Théo avait la réputation d'être un très bon nageur. Avec ses potes, il sautait régulièrement du «bâton» durant les beaux jours. Mais, cette fois, il n'avait aucune chance : il était sans doute fatigué après une nuit blanche, et ce jour-là des vents de nord-ouest rendaient la mer démontée, les vagues allant fouetter la digue. On accède au «bâton» par un escalier de pierre qui découpe la falaise à l'aplomb de «Ty canot», l'ancien abri dans lequel Magdeleine, 96 ans, a installé une demeure, repérable avec ses volets verts. «Deux morts à la côte Héno, note Magd, noircissant ses carnets de tous les faits et méfaits locaux. Avant, j'avais des pattes de chèvre. J'ai commencé à plonger du rocher il y a soixante ans. Depuis un an, je n'y monte plus. Y a-t-il encore du sable dans la crique ?»

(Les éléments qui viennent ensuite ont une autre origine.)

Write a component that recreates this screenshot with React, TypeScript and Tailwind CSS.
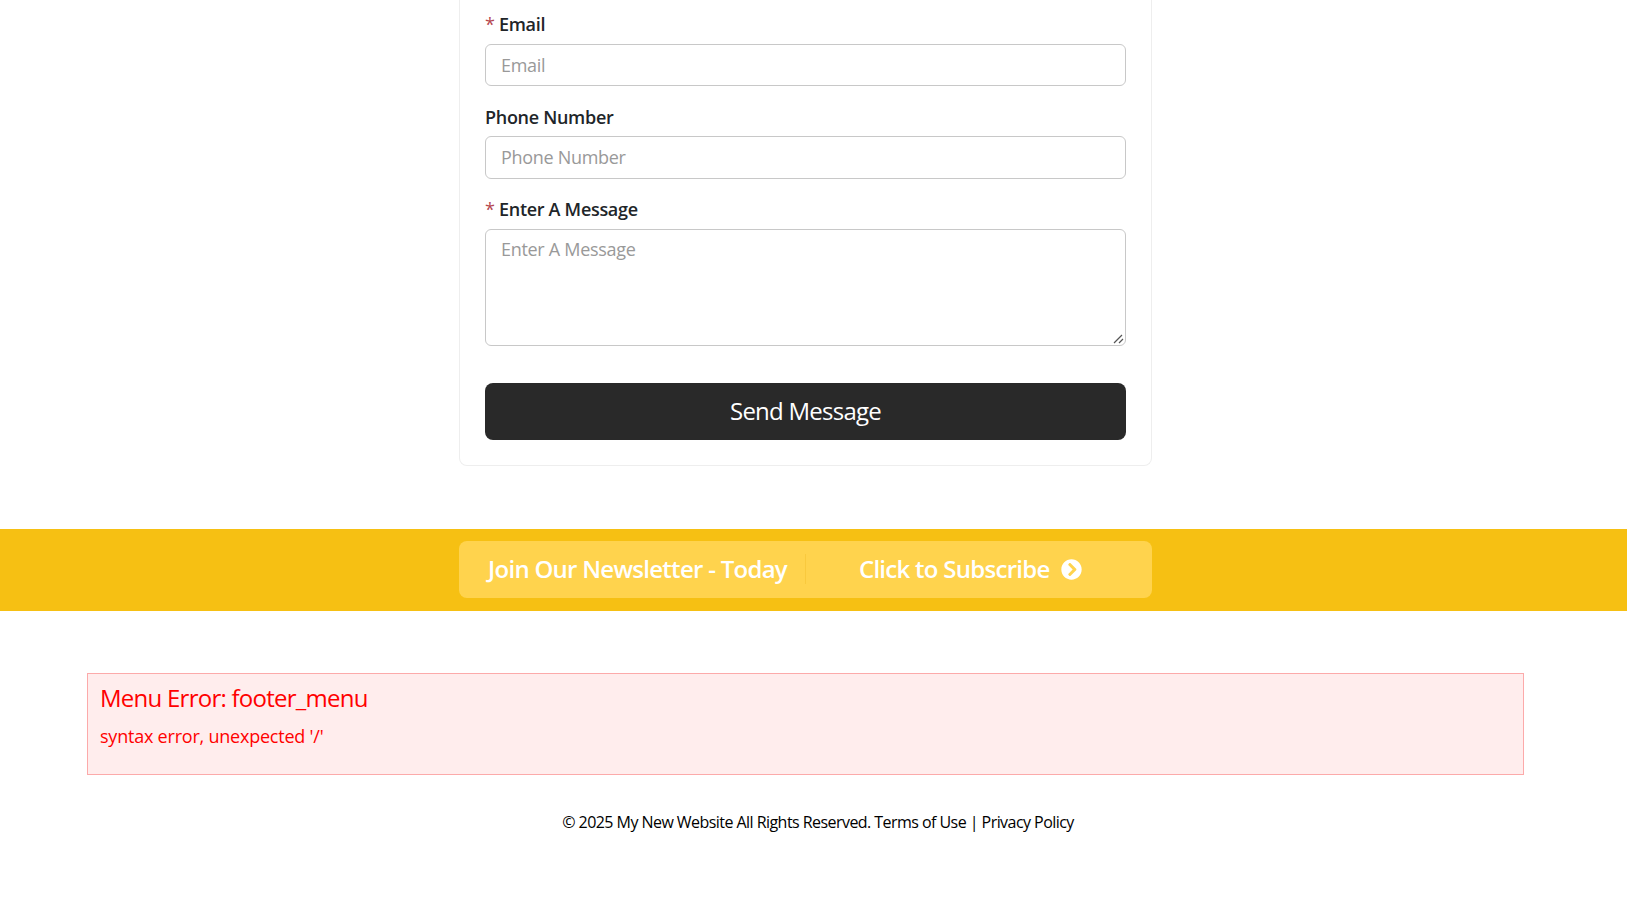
import React from "react";

export default function App() {
  return (
    <div className="bg-white h-[902px] overflow-hidden font-['Open_Sans',sans-serif] text-[#212529]">
      <div className="pr-[16px]">
        <div className="w-[693px] mx-auto border border-t-0 border-[#eeeeee] rounded-b-lg px-[25px] pb-[25px] pt-[12px]">
          <label className="block text-[18px] leading-[24px] font-semibold mb-[8px] tracking-[-0.3px]"><span className="text-[#b5474f] font-normal">* </span>Email</label>
          <input placeholder="Email" className="block w-full h-[42px] border border-[#c8c8c8] rounded-[6px] px-[15px] text-[18px] tracking-[-0.3px] placeholder:text-[#999999] mb-[19px]" />
          <label className="block text-[18px] leading-[24px] font-semibold mb-[7px] tracking-[-0.3px]">Phone Number</label>
          <input placeholder="Phone Number" className="block w-full h-[43px] border border-[#c8c8c8] rounded-[6px] px-[15px] pb-[2px] text-[18px] tracking-[-0.3px] placeholder:text-[#999999] mb-[18px]" />
          <label className="block text-[18px] leading-[24px] font-semibold mb-[8px] tracking-[-0.3px]"><span className="text-[#b5474f] font-normal">* </span>Enter A Message</label>
          <div className="relative mb-[37px]">
            <textarea placeholder="Enter A Message" className="block w-full h-[117px] border border-[#c8c8c8] rounded-[6px] px-[15px] pt-[6px] text-[18px] tracking-[-0.3px] placeholder:text-[#999999] resize-none" />
            <svg className="absolute right-[1px] bottom-[1px]" width="12" height="12" viewBox="0 0 12 12" fill="none" stroke="#555555" strokeWidth="1.2"><path d="M1 10 L9 2 M6 10 L10 6" /></svg>
          </div>
          <button className="block w-full h-[57px] pb-[2px] bg-[#292929] text-white rounded-lg text-[24px] tracking-[-0.75px]">Send Message</button>
        </div>
      </div>
      <div className="mt-[63px] h-[82px] pr-[16px] pb-[2px] bg-[#f6c013] flex items-center justify-center">
        <div className="w-[693px] h-[57px] bg-[#ffd34d] rounded-lg flex items-center text-white text-[24px] font-semibold tracking-[-0.72px]">
          <span className="w-1/2 pl-[29px] border-r border-[#f9c93d] leading-[30px] whitespace-nowrap">Join Our Newsletter - Today</span>
          <span className="flex-1 flex items-center justify-center gap-[11px] whitespace-nowrap pr-[17px]">Click to Subscribe
            <svg width="21" height="21" viewBox="0 0 512 512" fill="currentColor"><path d="M256 8c137 0 248 111 248 248S393 504 256 504 8 393 8 256 119 8 256 8zm113.9 231L234.4 103.5c-9.4-9.4-24.6-9.4-33.9 0l-17 17c-9.4 9.4-9.4 24.6 0 33.9L285.1 256 183.5 357.6c-9.4 9.4-9.4 24.6 0 33.9l17 17c9.4 9.4 24.6 9.4 33.9 0L369.9 273c9.4-9.4 9.4-24.6 0-34z"/></svg>
          </span>
        </div>
      </div>
      <div className="pr-[16px]">
        <div className="mx-[87px] mt-[62px] h-[102px] bg-[#ffeded] border border-[#fcaaaa] px-3 text-[#ff0000]">
          <div className="text-[24px] leading-[32px] mt-[8px] tracking-[-0.75px]">Menu Error: footer_menu</div>
          <div className="text-[18px] leading-[24px] mt-[10px] tracking-[-0.22px]">syntax error, unexpected '/'</div>
        </div>
        <div className="pl-[25px] text-center text-[16px] text-black leading-[24px] mt-[35px] tracking-[-0.55px]">© 2025 My New Website All Rights Reserved. Terms of Use | Privacy Policy</div>
      </div>
    </div>
  );
}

Suicide. Théo était fils unique, d'un père disparu quelques jours avant Noël, en 2003. Ce dernier s'était précipité dans l'Océan avec son 4 x 4 à la pointe de Pen Men. Son corps n'a jamais été retrouvé. «Le pire, explique le serveur du café Bleimor ("loups de mer", en breton), c'est que Théo commençait tout juste à pouvoir parler de la disparition de son père.» C'est ici que les deux garçons et leur bande aimaient à se retrouver. La gérante, Sophie, savait trouver les mots justes pour effacer leurs coups de blues.
Un corps a été retrouvé samedi dernier dans les courants, devant Groix. Il est en cours d'identification. Jeudi, un second a été repéré par un plaisancier dans les flots, vers Plouhinec, du côté du continent.